This morning, I stood looking out the door at the clouds in the sky. I thought about all that I’ve gone through this year. The loss, the change. This has been a year of note. I won’t get into details about all that has gone on. That will come in another post.
It occurred to me that sometimes, the only way to move forward is to reinvent ourselves. We find comfort in our old skin. Like wearing old, broken-in shoes. They’re easier, softer, more familiar. Our feet don’t hurt from them at the end of the day, but they’re steps away from falling apart. The little spot worn through the sole is a weakness. A point of vulnerability. Step wrong and that hole lets everything in.
Sometimes, there are things that actively seek out that vulnerability. You often get only one chance to make that change. A close call or a warning.
I had to reinvent myself. Come back from the cave I had exiled myself to. Be something new. This blog has been just one part of that, but an increasingly important part. It’s not easy. Not always pleasant. Especially when I feel like no one is reading. But I get reminders here and there that I’m doing something special. Something that people care about. I feel more alive, more connected, more confident. It will be one month tomorrow since I started. It may seem strange, but I feel like a different person than who I was the day I made my first post.

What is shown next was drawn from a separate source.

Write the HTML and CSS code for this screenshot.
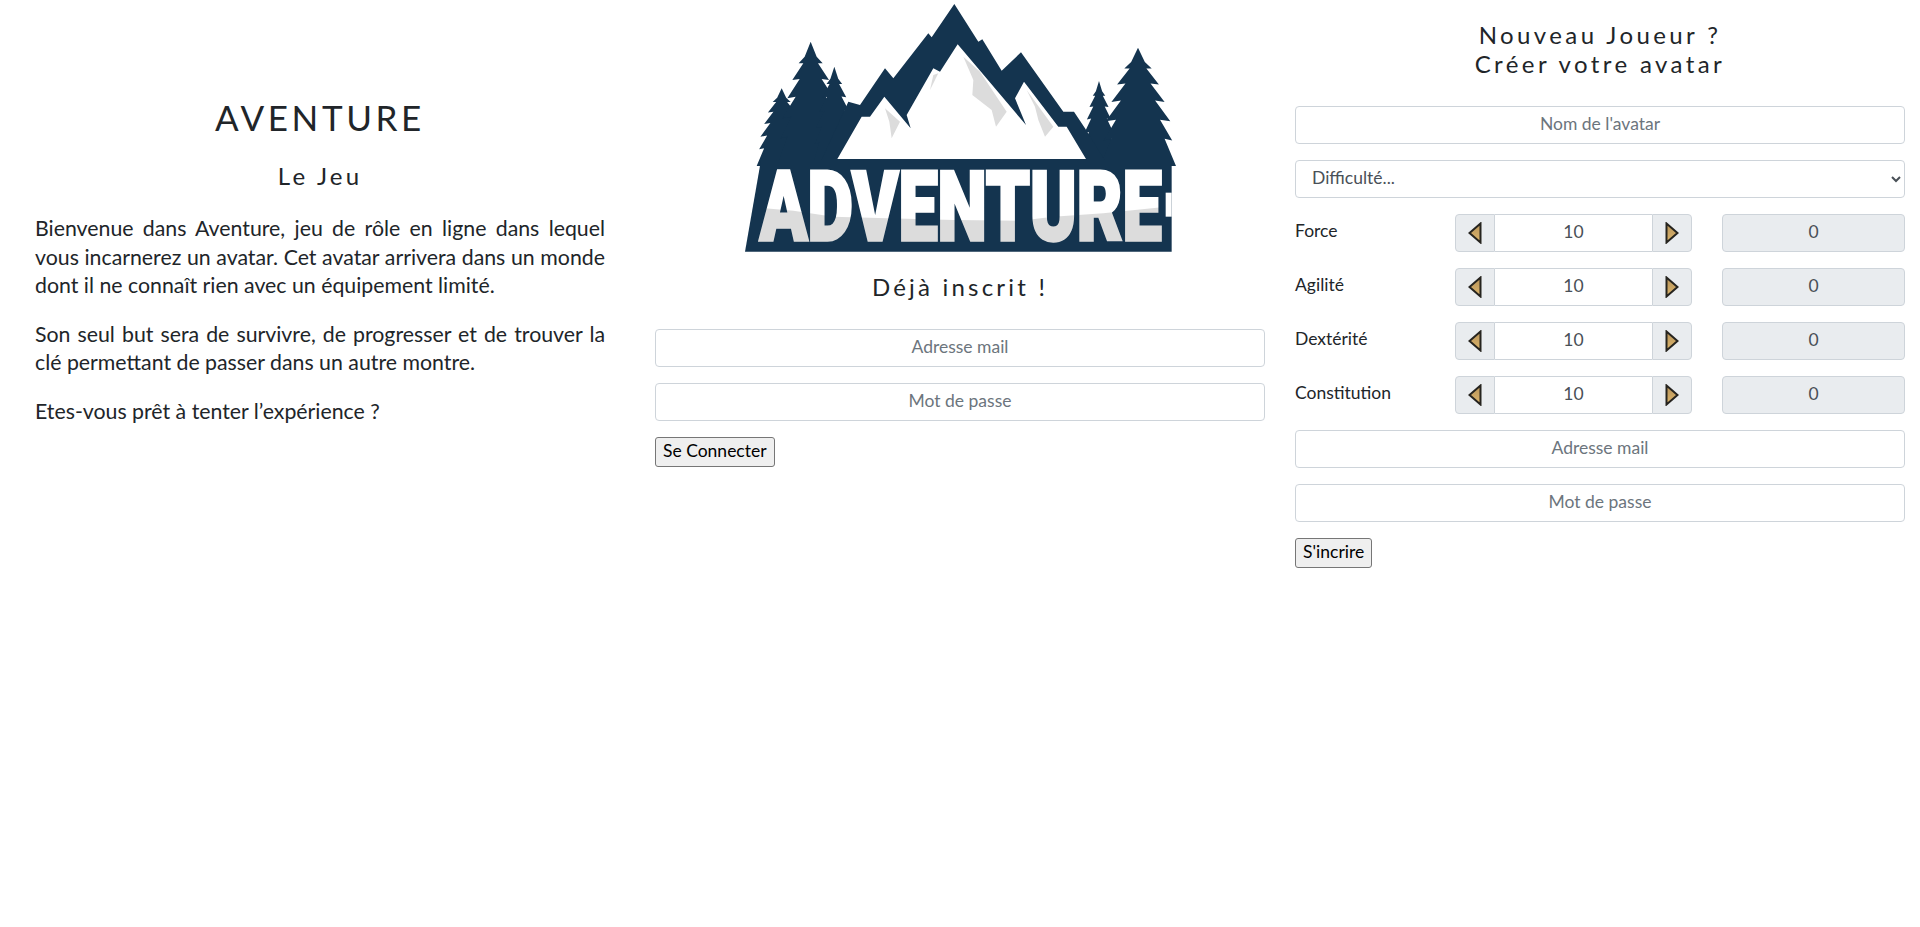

Back then, I was at base camp. I am now making the climb and there is no turning back. A giant looms before me, but I am something new.
Tomorrow, I begin revising my novel. It’s new ground for me and I couldn’t be more excited. I’ve been itching to start tearing through the pages again for weeks now. I feel like the time is finally right and I can look at it with a clear head and shape it into something special. The next couple of months will be a very busy time.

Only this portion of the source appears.